A few weeks later, Devine appeared on the cover of Motif, voted the state’s best female vocalist in the “Americana” category by readers.

And early this month, she played at the Newport International Film Festival, before a screening of Girls Rock!, a documentary about the Rock ’n’ Roll Camp for Girls, in Portland, Ore.

Devine, who appears briefly in the film, has been a camper and an intern at the one-week summer camp for the past three years.

She credits the testosterone-free program with helping her to find a voice in the often male-dominated milieu of rock.

“That gave me a lot of confidence in my playing,” she said, of the camp experience, “in my soloing, especially.”

But even with that boost, Devine, a recent graduate of Cranston High School East, has struggled to form a band.

“There were other musicians around,” she said. “But they were pretty much all guys. And I was intimidated.”

Romantic tensions got in the way, Devine said. And she was often asked to sing and do little else –– her guitar skills quickly dismissed.

High school, on the whole, was not a great experience, Devine said.

“Kids are mean,” she said. “They were too focused on little things –– prom, boyfriends, cheerleading.”

But she always found refuge in music, she said, and the musical inclinations of her own family.

Her father, Jimmy, a carpenter who gives fiddle lessons on the side, financed many a trip to Ireland with the money earned from musical instruction.

In his travels, he befriended some of the world’s most prominent fiddlers –– Kevin Burke and Frankie Gavin, among them.

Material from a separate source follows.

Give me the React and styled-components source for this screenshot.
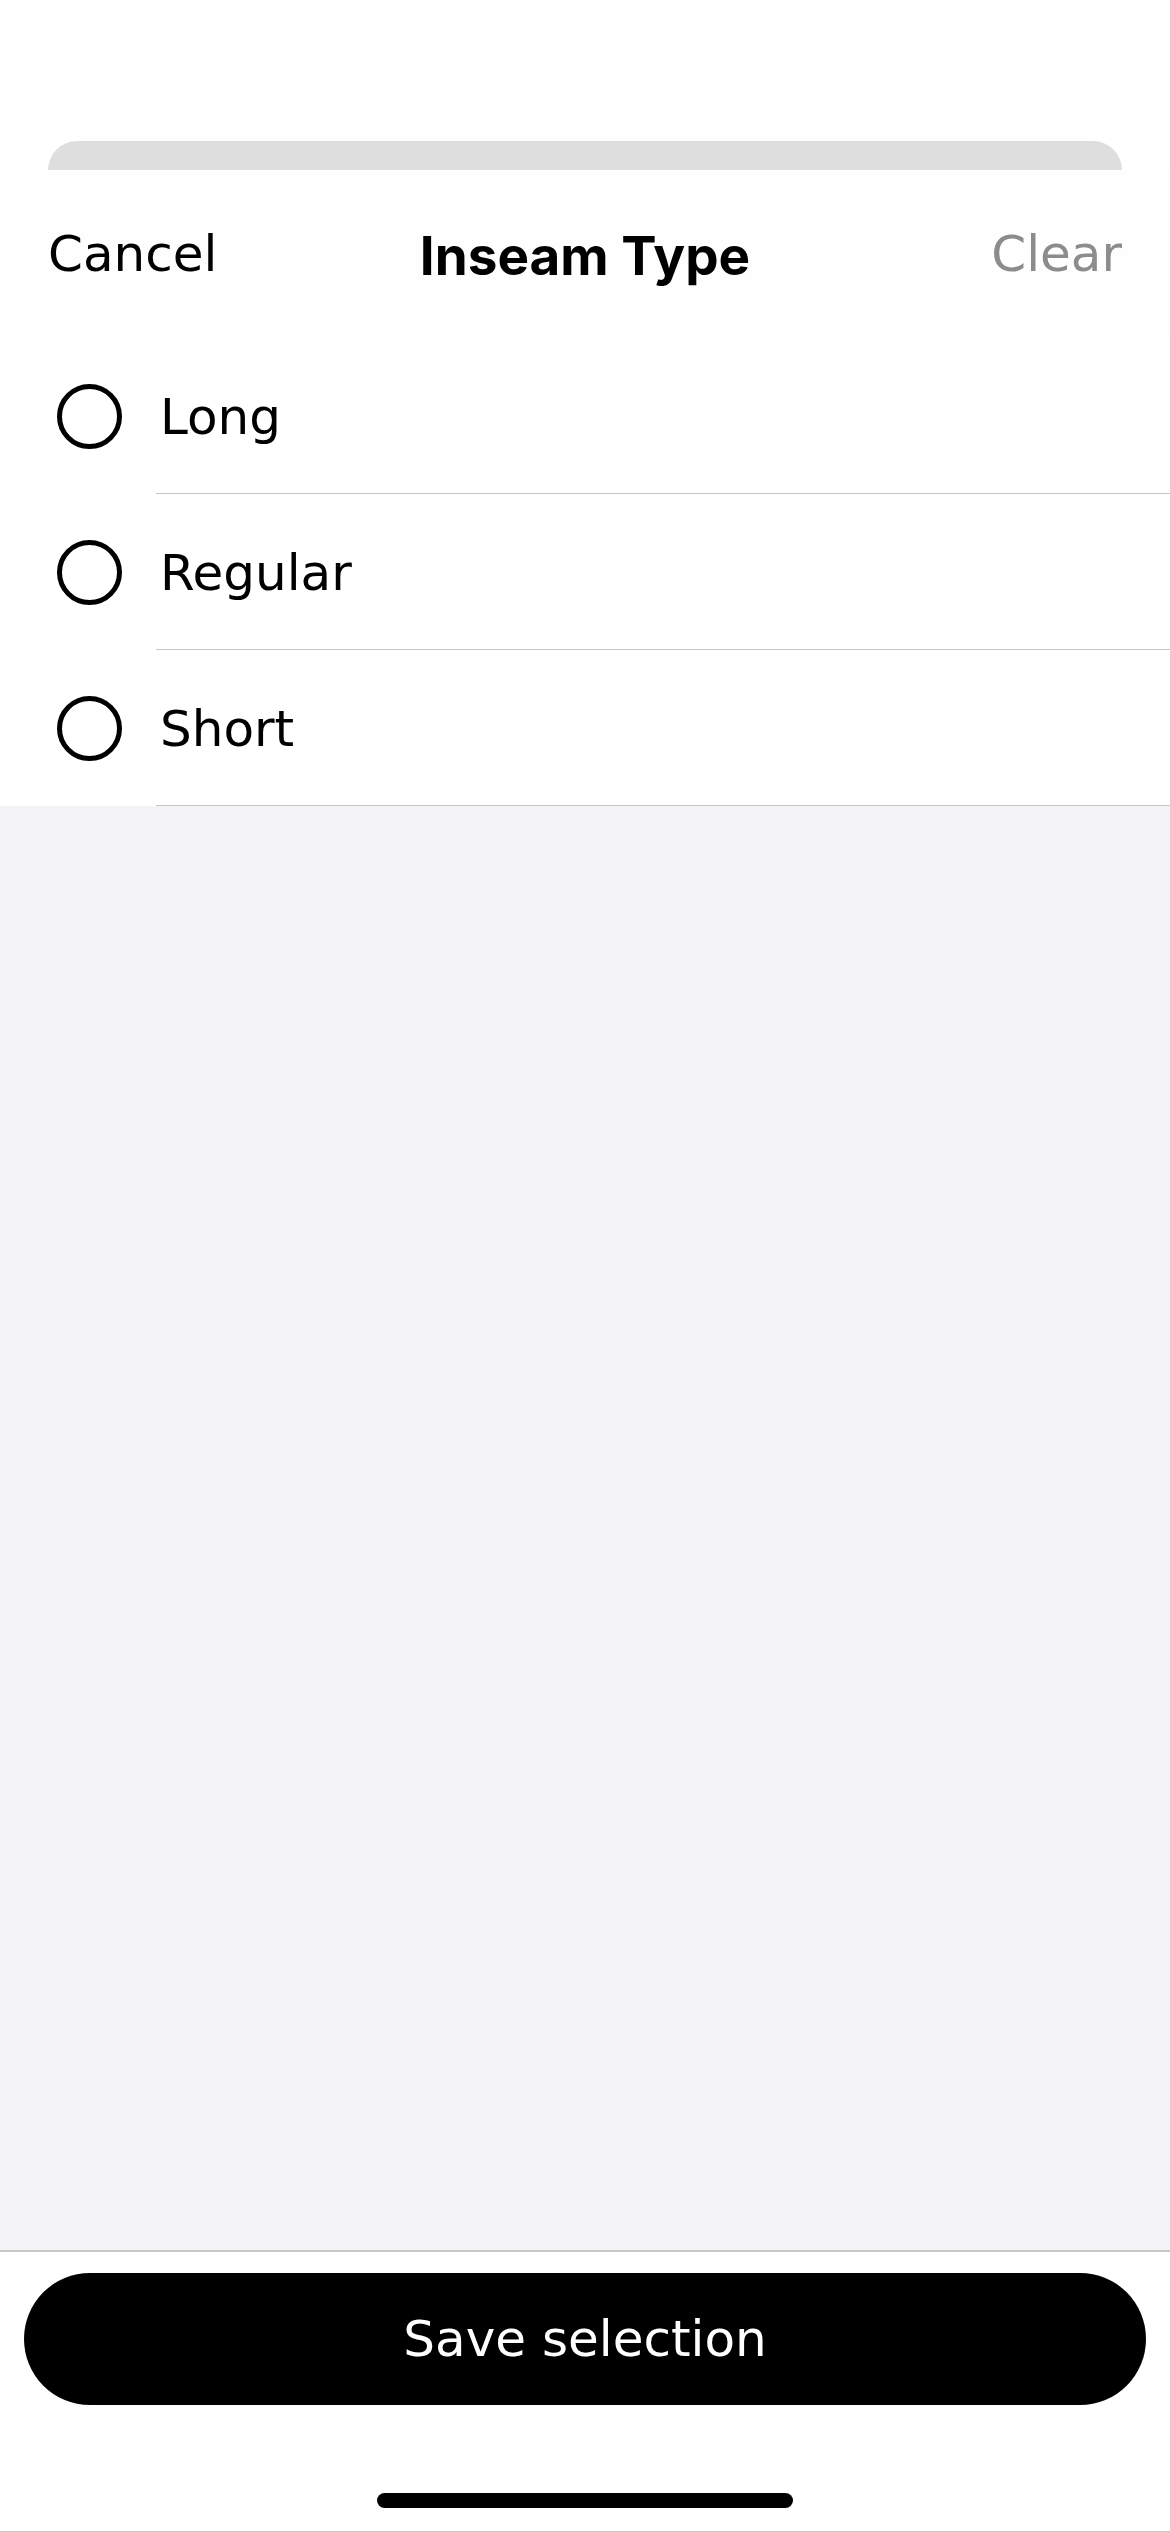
import React from "react";
import styled, { createGlobalStyle } from "styled-components";

const Global = createGlobalStyle`
  html, body { margin: 0; padding: 0; background: #ffffff; }
  body { font-family: "DejaVu Sans", "Liberation Sans", sans-serif; -webkit-font-smoothing: antialiased; }
  * { box-sizing: border-box; }
`;

const Screen = styled.div`
  width: 1170px;
  height: 2532px;
  display: flex;
  flex-direction: column;
  background: #ffffff;
  overflow: hidden;
`;

const TopSpace = styled.div`
  height: 141px;
  flex-shrink: 0;
`;

const BackCard = styled.div`
  height: 29px;
  margin: 0 48px;
  background: #dedede;
  border-radius: 30px 30px 0 0;
  flex-shrink: 0;
`;

const Header = styled.header`
  height: 168px;
  flex-shrink: 0;
  display: grid;
  grid-template-columns: 1fr auto 1fr;
  align-items: center;
  padding: 0 48px;
  background: #fefefe;
`;

const HeaderButton = styled.button`
  border: 0;
  background: none;
  padding: 0;
  font-family: "DejaVu Sans", sans-serif;
  font-size: 50px;
  color: ${(p) => (p.$muted ? "#8c8c8c" : "#000000")};
  justify-self: ${(p) => (p.$end ? "end" : "start")};
  cursor: pointer;
`;

const Title = styled.h1`
  margin: 0;
  font-family: "Inter", sans-serif;
  font-weight: 700;
  font-size: 53px;
  color: #000000;
  position: relative;
  top: 2px;
`;

const List = styled.ul`
  list-style: none;
  margin: 0;
  padding: 0;
  background: #ffffff;
  flex-shrink: 0;
`;

const Row = styled.li`
  display: flex;
  align-items: stretch;
  height: 156px;
`;

const RadioCell = styled.div`
  width: 156px;
  padding-left: 57px;
  display: flex;
  align-items: center;
`;

const Radio = styled.span`
  width: 65px;
  height: 65px;
  border-radius: 50%;
  border: 5px solid #000000;
  display: block;
`;

const Label = styled.div`
  flex: 1;
  display: flex;
  align-items: center;
  padding-left: 4px;
  border-bottom: 1px solid #c6c6c8;
  font-size: 50px;
  color: #000000;
  padding-top: 2px;
`;

const Fill = styled.div`
  flex: 1;
  background: #f2f2f7;
`;

const Footer = styled.footer`
  flex-shrink: 0;
  border-top: 2px solid #c8c8c8;
  border-bottom: 1px solid #c8c8c8;
  background: #ffffff;
  display: flex;
  flex-direction: column;
  align-items: center;
  padding: 21px 24px 23px;
`;

const SaveButton = styled.button`
  width: 100%;
  height: 132px;
  border: 0;
  border-radius: 66px;
  background: #000000;
  color: #ffffff;
  font-family: "DejaVu Sans", sans-serif;
  font-size: 50px;
  cursor: pointer;
`;

const HomeIndicator = styled.div`
  margin-top: 88px;
  width: 416px;
  height: 15px;
  border-radius: 8px;
  background: #000000;
`;

const options = ["Long", "Regular", "Short"];

export default function App() {
  return (
    <>
      <Global />
      <Screen>
        <TopSpace />
        <BackCard />
        <Header>
          <HeaderButton>Cancel</HeaderButton>
          <Title>Inseam Type</Title>
          <HeaderButton $muted $end>Clear</HeaderButton>
        </Header>
        <List>
          {options.map((o) => (
            <Row key={o}>
              <RadioCell>
                <Radio />
              </RadioCell>
              <Label>{o}</Label>
            </Row>
          ))}
        </List>
        <Fill />
        <Footer>
          <SaveButton>Save selection</SaveButton>
          <HomeIndicator />
        </Footer>
      </Screen>
    </>
  );
}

And over the years, he has hosted touring Irish musicians in the family’s home, where they play for Jimmy’s students and others in an airy space just off the living room.

Hannah struck up an easy friendship with one of those musicians, fiddler Caoimhín Ó Raghallaigh.

“We bonded right away,” she said. “He’s a magical person.”

And as she set off for Ireland last week, she planned to stay with Ó Raghallaigh for a few weeks.

Then, who knows?

And with dual American-Irish citizenship –– allowed for those with an Irish-born grandparent –– Devine said she can find work, if she must.

Devine, who has deferred acceptance to The New School in New York, said she might come back next fall to attend college.

Or perhaps, she will stay a bit longer, she said, improving her guitar skills, taking in a bit of the world.

And for the girl from the musical crib –– bigger dreams.

“If I can come back with a little fame,” she said, “that would be nice.”